Des acteurs sans actions
Parmi les acteurs majeurs, il y a d’abord Electricity development Corporation, EDC une société à capital public créée par décret le 29 novembre 2006, avec l’Etat comme actionnaire unique. Sur le plan statutaire, ses missions sont la gestion pour le compte de l’Etat du patrimoine public, l’étude, la préparation ou la réalisation de tout projet d’infrastructure qui lui est confié par l’Etat, ainsi que la participation à la promotion et au développement des investissements publics et privés dans le secteur de l’électricité. Ensuite, il y a la Société nationale de transport d’électricité (Sonatrel). Créée par décret présidentiel le 8 octobre 2015, elle est placée sous la tutelle du ministère de l’Eau et de l’Energie. De manière détaillée, elle est responsable de l’exploitation, de la maintenance, du développement des réseaux publics de transport de l’électricité sur l’ensemble du territoire camerounais, ainsi que de la gestion des flux d’énergie qui y transitent. Sous l’égide de son directeur général Victor Mbemi Nyaknga, nommé en février 2016, la Sonatrel a déjà signé un protocole d’accord avec Eneo pour le recrutement du personnel technique, délimité le périmètre de transport de l’électricité et voté un budget de 109 milliards de francs CFA pour l’année 2018. Enfin il y a Eneo, ou Energy of Cameroon, filiale du groupe britannique Actis. Le 13 juin dernier, le président de la République a pris une décision portant prorogation de son contrat de concession sur une période de dix ans, à compter du 18 juillet 2021 dans les segments de la production et de la distribution de l’énergie électrique au Cameroun. La même décision retirait de son portefeuille le transport de cet énergie produite, et ce à partir du 31 décembre 2018, au profit de la Sonatrel.
Infrastructures
En résumé et de manière schématisée, Edc doit concevoir et réaliser les infrastructures de production, Eneo doit les exploiter pour produire, la Sonatrel doit transporter et Eneo récupère une fois au bout de la chaine pour distribuer aux ménages et aux industries.

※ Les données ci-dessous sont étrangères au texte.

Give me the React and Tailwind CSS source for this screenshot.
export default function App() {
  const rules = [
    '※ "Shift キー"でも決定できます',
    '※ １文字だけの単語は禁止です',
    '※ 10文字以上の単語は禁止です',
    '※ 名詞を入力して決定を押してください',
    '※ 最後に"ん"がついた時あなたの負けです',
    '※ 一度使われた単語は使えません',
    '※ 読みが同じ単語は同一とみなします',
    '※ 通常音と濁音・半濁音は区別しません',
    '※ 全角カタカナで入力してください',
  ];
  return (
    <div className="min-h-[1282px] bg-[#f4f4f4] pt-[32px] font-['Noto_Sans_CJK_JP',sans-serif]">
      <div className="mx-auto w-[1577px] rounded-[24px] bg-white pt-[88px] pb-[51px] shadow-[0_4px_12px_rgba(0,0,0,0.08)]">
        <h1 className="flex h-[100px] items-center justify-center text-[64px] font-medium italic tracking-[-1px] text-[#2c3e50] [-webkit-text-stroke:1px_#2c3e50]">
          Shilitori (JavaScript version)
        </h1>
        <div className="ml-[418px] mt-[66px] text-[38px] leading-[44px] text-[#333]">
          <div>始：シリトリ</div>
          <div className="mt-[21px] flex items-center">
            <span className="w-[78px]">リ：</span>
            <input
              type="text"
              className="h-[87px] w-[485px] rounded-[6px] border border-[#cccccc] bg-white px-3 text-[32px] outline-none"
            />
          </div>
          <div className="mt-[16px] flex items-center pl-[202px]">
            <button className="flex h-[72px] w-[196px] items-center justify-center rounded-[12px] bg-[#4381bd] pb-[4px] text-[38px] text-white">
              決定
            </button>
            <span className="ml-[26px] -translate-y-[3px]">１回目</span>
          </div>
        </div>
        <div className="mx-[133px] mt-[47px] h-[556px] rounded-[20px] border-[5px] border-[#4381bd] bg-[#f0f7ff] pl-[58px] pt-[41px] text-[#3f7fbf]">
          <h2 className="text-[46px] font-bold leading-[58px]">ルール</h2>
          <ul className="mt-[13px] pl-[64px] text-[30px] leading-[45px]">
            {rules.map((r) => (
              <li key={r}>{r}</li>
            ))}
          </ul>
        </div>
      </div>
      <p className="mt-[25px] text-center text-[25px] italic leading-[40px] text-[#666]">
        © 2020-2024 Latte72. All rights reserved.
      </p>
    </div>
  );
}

A ce jour, toutes les études montrent que le Cameroun dispose d’énormes potentialités, qui bien exploitées pouvaient permettre au pays d’avoir suffisamment l‘électricité au point d’en revendre aux pays voisins. Mais les structures étatiques mises sur pied peinent encore à se mettre au travail, et les surfacturations quotidiennes plombent les projets de construction des barrages qui devraient permettre de résorber le déficit. Lire aussi :Energies renouvelables : une alternative incontournable pour améliorer le déficit d’énergie au Cameroun
Le distributeur sans produit
L’offre actuelle est assurée par les centrales thermiques de Dibamba et Limbé, la centrale à gaz de Kribi, les barrages de Songloulou et Lom Pangar pour le Réseau interconnecté Sud, et le barrage de Lagdo sur le fleuve Bénoué pour le Réseau interconnecté Nord. Mais cette offre reste encore insuffisante, et l’espoir repose sur l’hypothétique réalisation des barrages de Nachtigal, Makay, Mekim et l’achèvement de celui de Memvelé. Au-delà des défaillances de fonctionnement, Eneo est en réalité victime de l’indisponibilité du produit à distribuer sur le marché. Dans la configuration de la chaine, elle se retrouve au bout, et ne peut malheureusement distribuer que la quantité d’énergie qu’elle a à sa disposition. Lire aussi :Barrage de Memve’ele : Les 211 Mégawatts seront disponibles en juin
De manière imagée, Eneo est aujourd’hui le grossiste qui livre un produit sur le marché, et pour satisfaire tout le monde, il faut que l’usine en amont produise, et en quantité. A défaut, il essaie de dispatcher le produit disponible dans tous les coins de la ville, en s’assurant que dans tous les cas le chef de quartier est toujours approvisionné. C’est ce qui est appelé rationnement, ou délestage. Et ce calvaire va continuer tant qu’une véritable politique de production énergétique ne sera pas définie et mise en œuvre par le gouvernement, même s’il subsiste une préoccupation, celle de savoir si Eneo dans son fonctionnement actuel est préparée à assurer un service de qualité une fois cette énergie mise à disposition.